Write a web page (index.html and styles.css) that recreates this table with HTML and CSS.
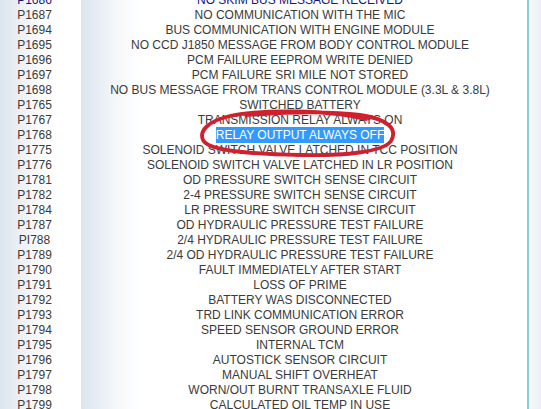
FILE: index.html
```html
<!DOCTYPE html>
<html>
<head>
<meta charset="utf-8">
<link rel="stylesheet" href="styles.css">
</head>
<body>
<div class="page">
  <div class="codes-table">
    <div class="row visited"><div class="code">P1686</div><div class="desc">NO SKIM BUS MESSAGE RECEIVED</div></div>
    <div class="row"><div class="code">P1687</div><div class="desc">NO COMMUNICATION WITH THE MIC</div></div>
    <div class="row"><div class="code">P1694</div><div class="desc">BUS COMMUNICATION WITH ENGINE MODULE</div></div>
    <div class="row"><div class="code">P1695</div><div class="desc">NO CCD J1850 MESSAGE FROM BODY CONTROL MODULE</div></div>
    <div class="row"><div class="code">P1696</div><div class="desc">PCM FAILURE EEPROM WRITE DENIED</div></div>
    <div class="row"><div class="code">P1697</div><div class="desc">PCM FAILURE SRI MILE NOT STORED</div></div>
    <div class="row"><div class="code">P1698</div><div class="desc">NO BUS MESSAGE FROM TRANS CONTROL MODULE (3.3L &amp; 3.8L)</div></div>
    <div class="row"><div class="code">P1765</div><div class="desc">SWITCHED BATTERY</div></div>
    <div class="row"><div class="code">P1767</div><div class="desc">TRANSMISSION RELAY ALWAYS ON</div></div>
    <div class="row"><div class="code">P1768</div><div class="desc"><span class="selected">RELAY OUTPUT ALWAYS OFF</span></div></div>
    <div class="row"><div class="code">P1775</div><div class="desc">SOLENOID SWITCH VALVE LATCHED IN TCC POSITION</div></div>
    <div class="row"><div class="code">P1776</div><div class="desc">SOLENOID SWITCH VALVE LATCHED IN LR POSITION</div></div>
    <div class="row"><div class="code">P1781</div><div class="desc">OD PRESSURE SWITCH SENSE CIRCUIT</div></div>
    <div class="row"><div class="code">P1782</div><div class="desc">2-4 PRESSURE SWITCH SENSE CIRCUIT</div></div>
    <div class="row"><div class="code">P1784</div><div class="desc">LR PRESSURE SWITCH SENSE CIRCUIT</div></div>
    <div class="row"><div class="code">P1787</div><div class="desc">OD HYDRAULIC PRESSURE TEST FAILURE</div></div>
    <div class="row"><div class="code">PI788</div><div class="desc">2/4 HYDRAULIC PRESSURE TEST FAILURE</div></div>
    <div class="row"><div class="code">P1789</div><div class="desc">2/4 OD HYDRAULIC PRESSURE TEST FAILURE</div></div>
    <div class="row"><div class="code">P1790</div><div class="desc">FAULT IMMEDIATELY AFTER START</div></div>
    <div class="row"><div class="code">P1791</div><div class="desc">LOSS OF PRIME</div></div>
    <div class="row"><div class="code">P1792</div><div class="desc">BATTERY WAS DISCONNECTED</div></div>
    <div class="row"><div class="code">P1793</div><div class="desc">TRD LINK COMMUNICATION ERROR</div></div>
    <div class="row"><div class="code">P1794</div><div class="desc">SPEED SENSOR GROUND ERROR</div></div>
    <div class="row"><div class="code">P1795</div><div class="desc">INTERNAL TCM</div></div>
    <div class="row"><div class="code">P1796</div><div class="desc">AUTOSTICK SENSOR CIRCUIT</div></div>
    <div class="row"><div class="code">P1797</div><div class="desc">MANUAL SHIFT OVERHEAT</div></div>
    <div class="row"><div class="code">P1798</div><div class="desc">WORN/OUT BURNT TRANSAXLE FLUID</div></div>
    <div class="row"><div class="code">P1799</div><div class="desc">CALCULATED OIL TEMP IN USE</div></div>
  </div>
  <div class="edge"></div>
  <svg class="scribble" width="541" height="409" viewBox="0 0 541 409">
    <path d="M366 119 C330 110 262 109 230 116 C208 121 199 131 203 140 C208 151 250 154 300 155 C345 156 383 152 391 141 C398 129 388 119 360 115 C330 111 290 112 246 115" fill="none" stroke="#d01f2d" stroke-width="3.8" stroke-linecap="round"/>
  </svg>
</div>
</body>
</html>
```

FILE: styles.css
```css
html, body {
  margin: 0;
  padding: 0;
  background: #ffffff;
  overflow: hidden;
}

.page {
  position: relative;
  display: flex;
  width: 541px;
  height: 409px;
  overflow: hidden;
  font-family: "Liberation Sans", Arial, sans-serif;
  font-size: 12px;
  color: #3a3a3a;
}

.codes-table {
  width: 527px;
  flex: none;
  margin-top: -7px;
  background: linear-gradient(to right,
    #dce5ee 0px, #ffffff 46px, #ffffff 81px,
    #dbe4ed 81px, #f4f7fa 115px, #ffffff 140px, #ffffff 527px);
  align-self: stretch;
}

.row {
  display: grid;
  grid-template-columns: 81px 438px;
  height: 15px;
  line-height: 15px;
  white-space: nowrap;
}

.code {
  padding-right: 12px;
  text-align: center;
}

.desc {
  text-align: center;
}

.visited {
  color: #16167e;
}

.selected {
  background: #3399ff;
  color: #ffffff;
  padding: 1px 0;
}

.edge {
  flex: 1;
  border-left: 2px solid #86cfd9;
  background: linear-gradient(to right, #f7f8fb 0, #eceff6 100%);
}

.scribble {
  position: absolute;
  left: 0;
  top: 0;
  pointer-events: none;
}
```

:::::

• **WHAT TO DO**: Repeat the lines above exactly, and keep every picture out.

• **SOLVED PROBLEM**:
Write a web page (index.html and styles.css) that recreates this table with HTML and CSS.
FILE: index.html
```html
<!DOCTYPE html>
<html>
<head>
<meta charset="utf-8">
<link rel="stylesheet" href="styles.css">
</head>
<body>
<div class="page">
  <div class="codes-table">
    <div class="row visited"><div class="code">P1686</div><div class="desc">NO SKIM BUS MESSAGE RECEIVED</div></div>
    <div class="row"><div class="code">P1687</div><div class="desc">NO COMMUNICATION WITH THE MIC</div></div>
    <div class="row"><div class="code">P1694</div><div class="desc">BUS COMMUNICATION WITH ENGINE MODULE</div></div>
    <div class="row"><div class="code">P1695</div><div class="desc">NO CCD J1850 MESSAGE FROM BODY CONTROL MODULE</div></div>
    <div class="row"><div class="code">P1696</div><div class="desc">PCM FAILURE EEPROM WRITE DENIED</div></div>
    <div class="row"><div class="code">P1697</div><div class="desc">PCM FAILURE SRI MILE NOT STORED</div></div>
    <div class="row"><div class="code">P1698</div><div class="desc">NO BUS MESSAGE FROM TRANS CONTROL MODULE (3.3L &amp; 3.8L)</div></div>
    <div class="row"><div class="code">P1765</div><div class="desc">SWITCHED BATTERY</div></div>
    <div class="row"><div class="code">P1767</div><div class="desc">TRANSMISSION RELAY ALWAYS ON</div></div>
    <div class="row"><div class="code">P1768</div><div class="desc"><span class="selected">RELAY OUTPUT ALWAYS OFF</span></div></div>
    <div class="row"><div class="code">P1775</div><div class="desc">SOLENOID SWITCH VALVE LATCHED IN TCC POSITION</div></div>
    <div class="row"><div class="code">P1776</div><div class="desc">SOLENOID SWITCH VALVE LATCHED IN LR POSITION</div></div>
    <div class="row"><div class="code">P1781</div><div class="desc">OD PRESSURE SWITCH SENSE CIRCUIT</div></div>
    <div class="row"><div class="code">P1782</div><div class="desc">2-4 PRESSURE SWITCH SENSE CIRCUIT</div></div>
    <div class="row"><div class="code">P1784</div><div class="desc">LR PRESSURE SWITCH SENSE CIRCUIT</div></div>
    <div class="row"><div class="code">P1787</div><div class="desc">OD HYDRAULIC PRESSURE TEST FAILURE</div></div>
    <div class="row"><div class="code">PI788</div><div class="desc">2/4 HYDRAULIC PRESSURE TEST FAILURE</div></div>
    <div class="row"><div class="code">P1789</div><div class="desc">2/4 OD HYDRAULIC PRESSURE TEST FAILURE</div></div>
    <div class="row"><div class="code">P1790</div><div class="desc">FAULT IMMEDIATELY AFTER START</div></div>
    <div class="row"><div class="code">P1791</div><div class="desc">LOSS OF PRIME</div></div>
    <div class="row"><div class="code">P1792</div><div class="desc">BATTERY WAS DISCONNECTED</div></div>
    <div class="row"><div class="code">P1793</div><div class="desc">TRD LINK COMMUNICATION ERROR</div></div>
    <div class="row"><div class="code">P1794</div><div class="desc">SPEED SENSOR GROUND ERROR</div></div>
    <div class="row"><div class="code">P1795</div><div class="desc">INTERNAL TCM</div></div>
    <div class="row"><div class="code">P1796</div><div class="desc">AUTOSTICK SENSOR CIRCUIT</div></div>
    <div class="row"><div class="code">P1797</div><div class="desc">MANUAL SHIFT OVERHEAT</div></div>
    <div class="row"><div class="code">P1798</div><div class="desc">WORN/OUT BURNT TRANSAXLE FLUID</div></div>
    <div class="row"><div class="code">P1799</div><div class="desc">CALCULATED OIL TEMP IN USE</div></div>
  </div>
  <div class="edge"></div>
  <svg class="scribble" width="541" height="409" viewBox="0 0 541 409">
    <path d="M366 119 C330 110 262 109 230 116 C208 121 199 131 203 140 C208 151 250 154 300 155 C345 156 383 152 391 141 C398 129 388 119 360 115 C330 111 290 112 246 115" fill="none" stroke="#d01f2d" stroke-width="3.8" stroke-linecap="round"/>
  </svg>
</div>
</body>
</html>
```

FILE: styles.css
```css
html, body {
  margin: 0;
  padding: 0;
  background: #ffffff;
  overflow: hidden;
}

.page {
  position: relative;
  display: flex;
  width: 541px;
  height: 409px;
  overflow: hidden;
  font-family: "Liberation Sans", Arial, sans-serif;
  font-size: 12px;
  color: #3a3a3a;
}

.codes-table {
  width: 527px;
  flex: none;
  margin-top: -7px;
  background: linear-gradient(to right,
    #dce5ee 0px, #ffffff 46px, #ffffff 81px,
    #dbe4ed 81px, #f4f7fa 115px, #ffffff 140px, #ffffff 527px);
  align-self: stretch;
}

.row {
  display: grid;
  grid-template-columns: 81px 438px;
  height: 15px;
  line-height: 15px;
  white-space: nowrap;
}

.code {
  padding-right: 12px;
  text-align: center;
}

.desc {
  text-align: center;
}

.visited {
  color: #16167e;
}

.selected {
  background: #3399ff;
  color: #ffffff;
  padding: 1px 0;
}

.edge {
  flex: 1;
  border-left: 2px solid #86cfd9;
  background: linear-gradient(to right, #f7f8fb 0, #eceff6 100%);
}

.scribble {
  position: absolute;
  left: 0;
  top: 0;
  pointer-events: none;
}
```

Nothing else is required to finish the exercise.